While NMSHE seeks to build scientific capacity and guide sustainable development, current projects bypass comprehensive Environmental Impact Assessments through fragmentation and procedural dilution.
Along nearly 700 km of widened roads, over 800 active landslide zones have emerged. Key border routes face frequent closures, undermining both connectivity and strategic objectives.
Local communities now describe the “all-weather road” as an “all-paidal” road, reflecting declining functionality and public trust in infrastructure governance.
Policy incoherence weakens institutional credibility. When flagship missions are ignored, sustainability frameworks become symbolic rather than operational.
6. Climate Change as a Risk Multiplier
Climate change amplifies existing vulnerabilities in the Himalayas by intensifying rainfall variability, accelerating glacial melt and increasing the frequency of extreme events. A cited study notes that high-altitude regions have warmed 50% faster than the global average since 1950.
This accelerated warming triggers a dangerous “water peak phase”, characterised by excessive runoff and flash floods. Once glaciers retreat substantially, this phase is followed by prolonged water scarcity and drought.
Unsafe land use—wide highways on unstable slopes, large tunnels without adequate geological surveys, and extensive hydropower projects—acts as the primary disaster trigger. Climate change magnifies their destructive potential.
Unregulated tourism, high vehicular density and absence of carrying-capacity assessments further compound ecological stress, revealing deeper governance failures.
Climate change does not act in isolation; it multiplies policy and planning failures. Ignoring this interaction leads to recurrent disasters rather than adaptive development.
7. Strategic and Developmental Implications
The Himalayas are foundational to India’s ecological security, water systems and climatic stability. Repeated disasters reinforce the axiom that national sustainability is inseparable from Himalayan stability.
If border connectivity and national interest are core objectives, disaster resilience must precede aggressive infrastructure expansion. Stability-focused design enhances both civilian safety and strategic reliability.

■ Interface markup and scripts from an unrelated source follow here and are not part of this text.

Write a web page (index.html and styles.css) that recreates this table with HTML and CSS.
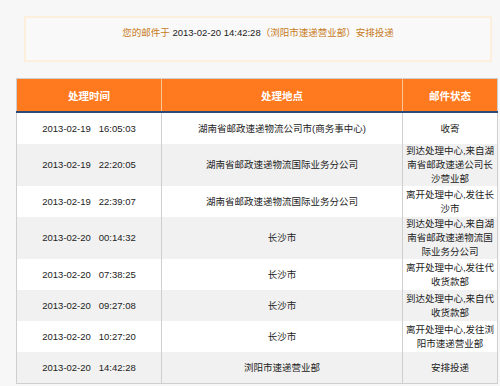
FILE: index.html
```html
<!DOCTYPE html>
<html lang="zh-CN">
<head>
<meta charset="utf-8">
<link rel="stylesheet" href="styles.css">
</head>
<body>
<div class="page">
  <div class="notice">
    <span class="hl">您的邮件于</span> <span class="dt">2013-02-20 14:42:28</span><span class="hl">（浏阳市速递营业部）安排投递</span>
  </div>
  <table class="track">
    <colgroup>
      <col class="c-time"><col class="c-place"><col class="c-state">
    </colgroup>
    <thead>
      <tr><th>处理时间</th><th>处理地点</th><th>邮件状态</th></tr>
    </thead>
    <tbody>
      <tr><td class="t">2013-02-19&nbsp;&nbsp; 16:05:03</td><td>湖南省邮政速递物流公司市(商务事中心)</td><td>收寄</td></tr>
      <tr><td class="t">2013-02-19&nbsp;&nbsp; 22:20:05</td><td>湖南省邮政速递物流国际业务分公司</td><td>到达处理中心,来自湖<br>南省邮政速递公司长<br>沙营业部</td></tr>
      <tr><td class="t">2013-02-19&nbsp;&nbsp; 22:39:07</td><td>湖南省邮政速递物流国际业务分公司</td><td>离开处理中心,发往长<br>沙市</td></tr>
      <tr><td class="t">2013-02-20&nbsp;&nbsp; 00:14:32</td><td>长沙市</td><td>到达处理中心,来自湖<br>南省邮政速递物流国<br>际业务分公司</td></tr>
      <tr><td class="t">2013-02-20&nbsp;&nbsp; 07:38:25</td><td>长沙市</td><td>离开处理中心,发往代<br>收货款部</td></tr>
      <tr><td class="t">2013-02-20&nbsp;&nbsp; 09:27:08</td><td>长沙市</td><td>到达处理中心,来自代<br>收货款部</td></tr>
      <tr><td class="t">2013-02-20&nbsp;&nbsp; 10:27:20</td><td>长沙市</td><td>离开处理中心,发往浏<br>阳市速递营业部</td></tr>
      <tr><td class="t">2013-02-20&nbsp;&nbsp; 14:42:28</td><td>浏阳市速递营业部</td><td>安排投递</td></tr>
    </tbody>
  </table>
</div>
</body>
</html>
```
FILE: styles.css
```css
html, body {
  margin: 0;
  padding: 0;
  background: #f7f7f7;
}
.page {
  padding: 16px 3px 0 16px;
  font-family: "Liberation Sans", "Noto Sans CJK SC", sans-serif;
  color: #222;
}
.notice {
  margin: 0 5px 0 8px;
  height: 42px;
  border: 2px solid #fcefdc;
  background: #f9f9f9;
  text-align: center;
  font-size: 9.5px;
  line-height: 12px;
  padding-top: 9px;
  box-sizing: border-box;
  height: 46px;
}
.notice .hl {
  color: #c77a22;
}
.notice .dt {
  color: #222;
  font-size: 9.5px;
}
.track {
  margin-top: 16px;
  width: 481px;
  border-collapse: collapse;
  table-layout: fixed;
  border: 1px solid #cfcfcf;
  font-size: 9.5px;
}
.c-time { width: 145px; }
.c-place { width: 241px; }
.c-state { width: 95px; }
.track th {
  background: #ff7a1f;
  color: #fff;
  font-weight: bold;
  font-size: 10.5px;
  height: 32px;
  padding: 0;
  border-bottom: 2px solid #2b4a78;
  border-left: 1px solid #f9c79a;
}
.track th:first-child { border-left: none; }
.track td {
  height: 31px;
  padding: 0 2px;
  line-height: 14px;
  text-align: center;
  border-left: 1px solid #cfcfcf;
  vertical-align: middle;
}
.track td.t { font-size: 9.5px; }
.track tbody tr:nth-child(odd) td { background: #ffffff; }
.track tbody tr:nth-child(even) td { background: #f1f1f1; }
```
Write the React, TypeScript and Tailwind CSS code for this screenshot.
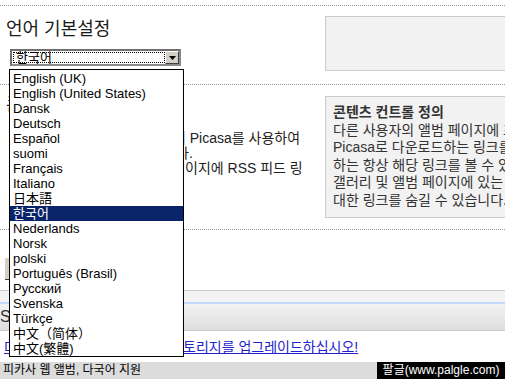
import React from "react";

const languages = [
  "English (UK)",
  "English (United States)",
  "Dansk",
  "Deutsch",
  "Español",
  "suomi",
  "Français",
  "Italiano",
  "日本語",
  "한국어",
  "Nederlands",
  "Norsk",
  "polski",
  "Português (Brasil)",
  "Русский",
  "Svenska",
  "Türkçe",
  "中文（简体）",
  "中文(繁體)",
];

function SelectBox() {
  return (
    <div className="ml-[10px] flex h-[17px] w-[171px] border-2 border-t-[#6f6f6f] border-l-[#6f6f6f] border-r-[#8a8a8a] border-b-[#8a8a8a] bg-white">
      <div className="my-[1px] ml-[1px] flex flex-1 items-center border border-dotted border-black pl-[2px] text-[13px] leading-[11px] text-black">
        한국어
      </div>
      <div className="flex w-[14px] items-center justify-center border border-t-white border-l-white border-r-[#404040] border-b-[#404040] bg-[#d4d0c8]">
        <svg width="7" height="4" viewBox="0 0 7 4">
          <path d="M0 0H7L3.5 4Z" fill="#000" />
        </svg>
      </div>
    </div>
  );
}

function DropdownList() {
  return (
    <ul className="absolute left-[9px] top-[69px] w-[175px] border border-black bg-white pt-[1px] text-[13px] text-black">
      {languages.map((l) => (
        <li
          key={l}
          className={
            l === "한국어"
              ? "h-[15px] whitespace-nowrap bg-[#0a246a] pl-[3px] leading-[15px] text-white"
              : "h-[15px] whitespace-nowrap pl-[3px] leading-[15px]"
          }
        >
          {l}
        </li>
      ))}
    </ul>
  );
}

function HiddenLine({ hidden, shown, w }: { hidden: string; shown: string; w: string }) {
  return (
    <div className="flex h-[15px] whitespace-nowrap pl-[12px] leading-[15px]">
      <span className={`${w} shrink-0 overflow-hidden text-right`}>{hidden}</span>
      <span>{shown}</span>
    </div>
  );
}

export default function App() {
  return (
    <div className="relative h-[379px] w-[505px] overflow-hidden bg-white font-['Liberation_Sans','Noto_Sans_CJK_KR',sans-serif] text-[13px] text-[#222]">
      <div className="flex h-full flex-col">
        <div className="h-[5px] shrink-0" />
        {/* Section 1: language preference */}
        <section className="flex h-[80px] shrink-0 border-y border-dotted border-[#999]">
          <div className="w-[325px] shrink-0">
            <h2 className="ml-[6px] mt-[12px] text-[18px] font-normal leading-[22px] text-[#1a1a1a]">
              언어 기본설정
            </h2>
            <div className="mt-[9px]">
              <SelectBox />
            </div>
          </div>
          <div className="mt-[10px] h-[55px] w-[200px] shrink-0 border border-[#cccccc] bg-[#f2f2f2]" />
        </section>

        {/* Section 2: content control */}
        <section className="flex h-[145px] shrink-0 border-b border-dotted border-[#999]">
          <div className="w-[325px] shrink-0">
            <h2 className="ml-[6px] mt-[9px] text-[18px] font-normal leading-[22px] text-[#1a1a1a]">
              콘텐츠 컨트롤
            </h2>
            <div className="mt-[15px] text-[14px] text-[#222]">
              <HiddenLine w="w-[161px]" hidden="공개 앨범을 보는 사용자가 앨범을 다운로드할 때" shown="이 Picasa를 사용하여" />
              <HiddenLine w="w-[164px]" hidden="다운로드할 수 있도록 허용합니" shown="다." />
              <HiddenLine w="w-[173px]" hidden="또한 갤러리 및 앨범 페" shown="이지에 RSS 피드 링" />
            </div>
          </div>
          <div className="mt-[11px] h-[122px] w-[200px] shrink-0 border border-[#cccccc] bg-[#f2f2f2] px-[7px] pt-[7px] text-[14px] leading-[17.6px] text-[#333]">
            <div className="whitespace-nowrap font-bold">콘텐츠 컨트롤 정의</div>
            <div className="whitespace-nowrap">다른 사용자의 앨범 페이지에 표시되는</div>
            <div className="whitespace-nowrap">Picasa로 다운로드하는 링크를 표시</div>
            <div className="whitespace-nowrap">하는 항상 해당 링크를 볼 수 있도록</div>
            <div className="whitespace-nowrap">갤러리 및 앨범 페이지에 있는 RSS</div>
            <div className="whitespace-nowrap">대한 링크를 숨길 수 있습니다.</div>
          </div>
        </section>

        {/* Section 3: save button */}
        <section className="h-[60px] shrink-0">
          <button className="ml-[5px] mt-[28px] h-[22px] w-[70px] border-b border-[#404040] bg-[#d4d0c8] text-[12px] text-black">
            저장
          </button>
        </section>

        {/* Band */}
        <div className="shrink-0 border-y border-[#cccccc]">
          <div className="h-[11px] bg-[#f3f3f3]" />
          <div className="h-[2px] bg-[#c3d9ff]" />
          <div className="flex h-[26px] items-center bg-gradient-to-b from-[#f2f2f2] to-[#dedede] text-[16px] text-[#333]">
            Settings
          </div>
        </div>

        {/* Link row */}
        <div className="flex h-[31px] shrink-0 items-center pl-[4px] pt-[1px]">
          <a href="#" className="flex whitespace-nowrap text-[14px] leading-[15px] text-[#2222cc] underline">
            <span className="w-[179px] shrink-0 overflow-hidden">더 많은 공간이 필요하십니까? 스</span>
            <span>토리지를 업그레이드하십시오!</span>
          </a>
        </div>

        {/* Footer bar */}
        <div className="flex h-[17px] shrink-0 items-center justify-between bg-[#dcdcdc]">
          <span className="pl-[3px] text-[12px] leading-[17px] text-black">피카사 웹 앨범, 다국어 지원</span>
          <span className="flex h-full w-[128px] items-center justify-center bg-black text-[12px] leading-[17px] text-white">
            팔글(www.palgle.com)
          </span>
        </div>
      </div>

      <DropdownList />
    </div>
  );
}
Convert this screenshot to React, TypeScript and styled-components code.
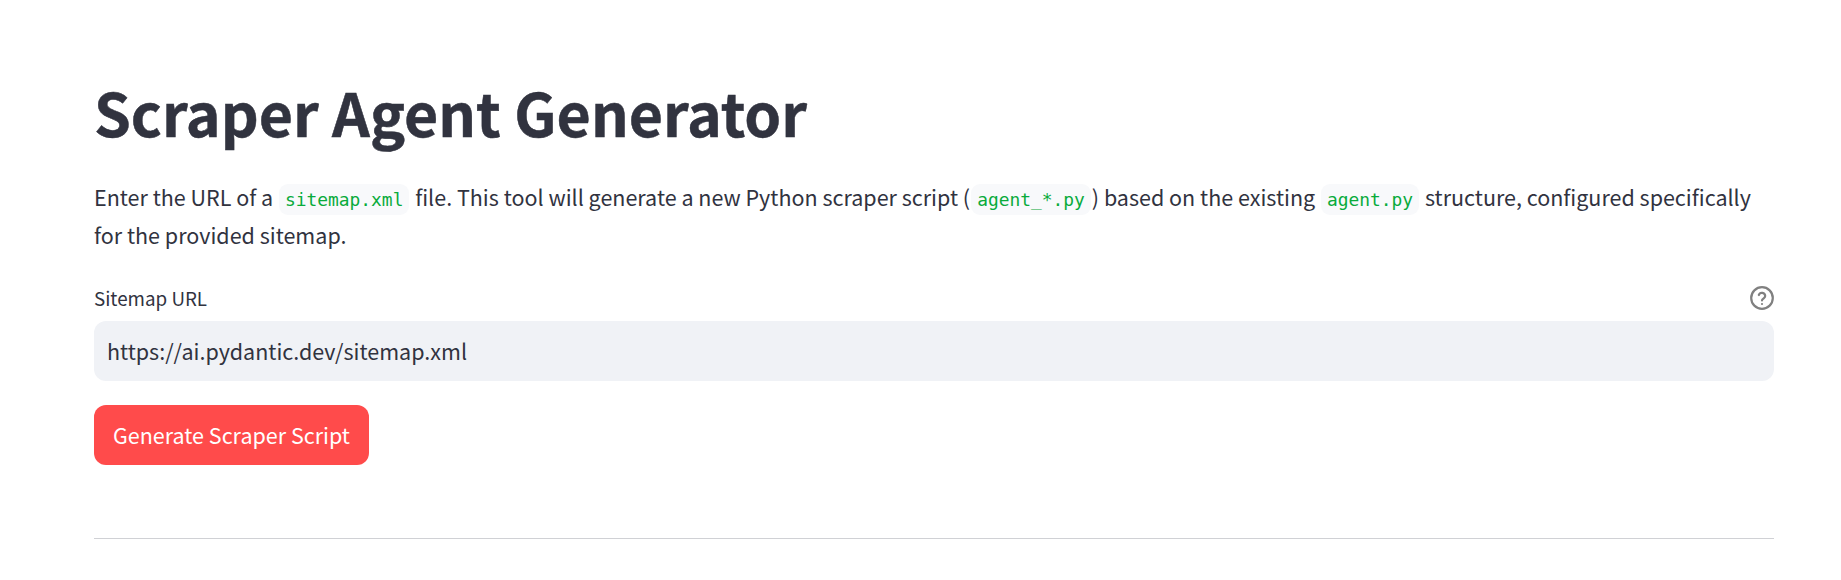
import React from "react";
import styled, { createGlobalStyle } from "styled-components";

const Global = createGlobalStyle`
  html, body { margin: 0; padding: 0; background: #fff; }
  body { font-family: "Noto Sans CJK SC", "Noto Sans", sans-serif; color: #31333f; overflow: hidden; }
`;
const Page = styled.main`
  padding: 80px 67px 0 94px;
  display: flex;
  flex-direction: column;
`;
const Title = styled.h1`
  margin: -4px 0 0;
  font-size: 59px;
  font-weight: 700;
  line-height: 72px;
  -webkit-text-stroke: 0.5px #31333f;
`;
const Intro = styled.p`
  margin: 30px 0 0;
  font-size: 21.5px;
  line-height: 38.4px;
`;
const Code = styled.code`
  font-family: "DejaVu Sans Mono", "Liberation Mono", monospace;
  font-size: 17.9px;
  line-height: 1;
  color: #09ab3b;
  background: #f8f9fb;
  border-radius: 9px;
  padding: 5px 6px;
  margin: 0 1px;
`;
const LabelRow = styled.div`
  margin-top: 28px;
  display: flex;
  justify-content: space-between;
  align-items: center;
  height: 30px;
`;
const Label = styled.label`
  font-size: 18.8px;
`;
const Help = styled.svg`
  width: 24px;
  height: 24px;
  display: block;
`;
const Field = styled.input`
  margin-top: 8px;
  height: 60px;
  box-sizing: border-box;
  border: 0;
  border-radius: 12px;
  background: #f0f2f6;
  padding: 0 13px;
  font: inherit;
  font-size: 21.5px;
  color: #31333f;
`;
const Submit = styled.button`
  margin-top: 24px;
  align-self: flex-start;
  width: 275px;
  height: 60px;
  border: 0;
  border-radius: 12px;
  background: #ff4b4b;
  color: #fff;
  font: inherit;
  font-size: 21.5px;
  padding: 0;
`;
const Rule = styled.hr`
  margin: 73px 0 0;
  border: 0;
  border-top: 1px solid #d0d1d5;
`;

export default function App() {
  return (
    <Page>
      <Global />
      <Title>Scraper Agent Generator</Title>
      <Intro>
        Enter the URL of a <Code>sitemap.xml</Code> file. This tool will generate a new Python scraper script (
        <Code>agent_*.py</Code>) based on the existing <Code>agent.py</Code> structure, configured specifically for the
        provided sitemap.
      </Intro>
      <LabelRow>
        <Label>Sitemap URL</Label>
        <Help viewBox="0 0 24 24" fill="none" stroke="#808080" strokeWidth="2.2" strokeLinecap="round" strokeLinejoin="round">
          <circle cx="12" cy="12" r="10.8" />
          <path d="M8.8 9a3.3 3.3 0 0 1 6.4 1.1c0 2.2-3.2 2.7-3.2 4.3" />
          <path d="M12 18h.01" />
        </Help>
      </LabelRow>
      <Field readOnly value="https://ai.pydantic.dev/sitemap.xml" />
      <Submit>Generate Scraper Script</Submit>
      <Rule />
    </Page>
  );
}
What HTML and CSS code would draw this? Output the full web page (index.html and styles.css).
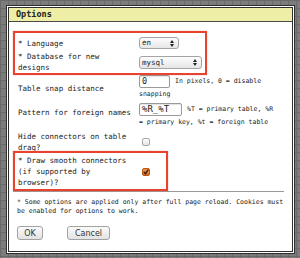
FILE: index.html
```html
<!DOCTYPE html>
<html lang="en">
<head>
  <meta charset="UTF-8" />
  <title>Options</title>
  <link rel="stylesheet" href="styles.css">
</head>
<body>
  <div class="dialog">
    <div class="dialog-inner">
      <div class="titlebar">Options</div>

      <div class="dialog-body">
        <table class="options">
          <tr>
            <td class="label">* Language</td>
            <td class="value">
              <div class="select sel-en">en
                <svg class="arrows" width="4" height="7" viewBox="0 0 4 7"><path d="M0 3 L2 0 L4 3 Z M0 4 L4 4 L2 7 Z" fill="#222"/></svg>
              </div>
            </td>
          </tr>
          <tr>
            <td class="label">* Database for new designs</td>
            <td class="value">
              <div class="select sel-db">mysql
                <svg class="arrows" width="4" height="7" viewBox="0 0 4 7"><path d="M0 3 L2 0 L4 3 Z M0 4 L4 4 L2 7 Z" fill="#222"/></svg>
              </div>
            </td>
          </tr>
          <tr>
            <td class="label">Table snap distance</td>
            <td class="value help">
              <div class="help-row"><span class="input in-snap">0</span><span>In pixels, 0 = disable</span></div>
              <div>snapping</div>
            </td>
          </tr>
          <tr>
            <td class="label raised">Pattern for foreign names</td>
            <td class="value help">
              <div class="help-row"><span class="input in-pattern">%R_%T</span><span>%T = primary table, %R</span></div>
              <div>= primary key, %t = foreign table</div>
            </td>
          </tr>
          <tr>
            <td class="label">Hide connectors on table drag?</td>
            <td class="value"><span class="check"></span></td>
          </tr>
          <tr>
            <td class="label">* Draw smooth connectors (if supported by browser)?</td>
            <td class="value">
              <span class="check checked">
                <svg width="8" height="8" viewBox="0 0 8 8"><path d="M2 4 L3.5 5.8 L6.2 1.5" stroke="#3a2010" stroke-width="1.4" fill="none"/></svg>
              </span>
            </td>
          </tr>
        </table>

        <div class="rule"></div>

        <p class="note">* Some options are applied only after full page reload. Cookies must be enabled for options to work.</p>

        <div class="actions">
          <button class="btn">OK</button>
          <button class="btn cancel">Cancel</button>
        </div>
      </div>

      <!-- annotation boxes -->
      <div class="mark mark-top"></div>
      <div class="mark mark-bottom"></div>
    </div>
  </div>
</body>
</html>
```

FILE: styles.css
```css
body {
  margin: 0;
  width: 300px;
  height: 258px;
  overflow: hidden;
  background-color: #7c7c7c;
  background-image:
    linear-gradient(#6a6a6a 1px, transparent 1px),
    linear-gradient(90deg, #6a6a6a 1px, transparent 1px);
  background-size: 8px 8px;
  font-family: "DejaVu Sans Mono", monospace;
  color: #222;
}

.dialog {
  margin: 5px 0 0 6px;
  width: 289px;
  height: 249px;
  box-sizing: border-box;
  border: 1px solid #2e2e2e;
  padding: 1px;
  background: #fff;
}

.dialog-inner {
  position: relative;
  height: 100%;
  box-sizing: border-box;
  border: 1px solid #2e2e2e;
}

.titlebar {
  height: 13px;
  line-height: 13px;
  padding-left: 7px;
  background: #eeeea6;
  border-bottom: 1px solid #4a4a4a;
  font-size: 8.5px;
  font-weight: bold;
}

.dialog-body {
  padding: 14px 0 0 7px;
}

.options {
  border-collapse: collapse;
  font-size: 7.5px;
  line-height: 11px;
}

.options td {
  padding: 1px 2px;
  vertical-align: middle;
}

.options .label {
  width: 115px;
}

.options .label.raised {
  vertical-align: top;
  padding-top: 5px;
}

.options .value {
  width: 139px;
  padding-left: 4px;
}

.options .help {
  font-size: 6.5px;
  line-height: 13px;
}

.help-row {
  display: flex;
  align-items: center;
  gap: 5px;
}

.select {
  position: relative;
  height: 12px;
  box-sizing: border-box;
  border: 1px solid #a4a4a4;
  border-radius: 3px;
  background: linear-gradient(#fdfdfd, #e6e6e6);
  padding-left: 2px;
  font-size: 7.5px;
  line-height: 10px;
}

.sel-en {
  width: 40px;
}

.sel-db {
  width: 63px;
  height: 13px;
  line-height: 11px;
}

.arrows {
  position: absolute;
  right: 4px;
  top: 50%;
  margin-top: -3.5px;
}

.input {
  height: 13px;
  box-sizing: border-box;
  border: 1px solid #9a9a9a;
  border-radius: 2px;
  padding-left: 2px;
  font-size: 8.5px;
  line-height: 11px;
  box-shadow: inset 0 1px 1px rgba(0, 0, 0, 0.12);
}

.in-snap {
  width: 31px;
}

.in-pattern {
  width: 43px;
  font-size: 9px;
}

.check {
  display: block;
  width: 8px;
  height: 8px;
  margin-left: 3px;
  box-sizing: border-box;
  border: 1px solid #a8a8a8;
  border-radius: 2px;
  background: linear-gradient(#fff, #e4e4e4);
}

.check.checked {
  border-color: #b85818;
  background: linear-gradient(#f2924a, #e06a22);
  position: relative;
}

.check svg {
  position: absolute;
  left: -1px;
  top: -1px;
}

.rule {
  margin: 2px 8px 0 -3px;
  border-top: 1px solid #9a9a9a;
}

.note {
  margin: 6px 0 0 1px;
  font-size: 6.5px;
  line-height: 9px;
}

.actions {
  display: flex;
  gap: 24px;
  margin: 10px 0 0 1px;
}

.btn {
  height: 14px;
  padding: 0;
  border: 1px solid #a2a2a2;
  border-radius: 3px;
  background: linear-gradient(#fbfbfb, #e2e2e2);
  font-family: "DejaVu Sans", sans-serif;
  font-size: 8px;
  color: #333;
  width: 26px;
}

.btn.cancel {
  width: 43px;
}

.mark {
  position: absolute;
  border: 2px solid #e8432e;
  box-shadow: 0 0 1px rgba(232, 67, 46, 0.6);
}

.mark-top {
  left: 4px;
  top: 23px;
  width: 190px;
  height: 40px;
}

.mark-bottom {
  left: 4px;
  top: 143px;
  width: 151px;
  height: 36px;
}
```
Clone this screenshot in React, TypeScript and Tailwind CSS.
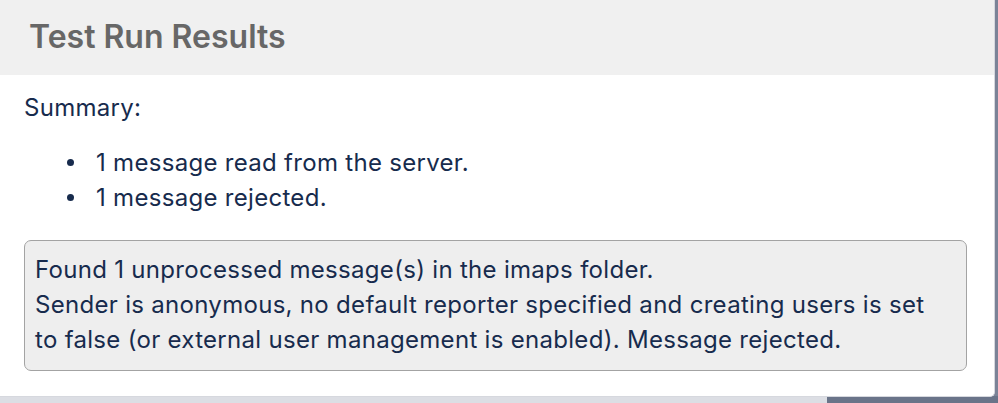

Science-based land-use planning, adherence to ecological thresholds and alignment with existing policy frameworks are essential to avoid converting development into a liability.
Failure to recalibrate current approaches risks long-term economic losses, humanitarian crises and irreversible ecological damage in one of the world’s most climate-sensitive regions.
Long-term national interest is served by resilience-oriented development. Ignoring this principle undermines security, growth and intergenerational equity.
Conclusion
The article underscores the need to realign Himalayan development with climate science, ecological limits and existing policy mandates. Sustainable infrastructure, grounded in terrain-specific risk assessment and ecosystem preservation, is essential for long-term resilience. Integrating disaster risk reduction into development planning will determine whether the Himalayas remain a stabilising foundation or an escalating source of national vulnerability.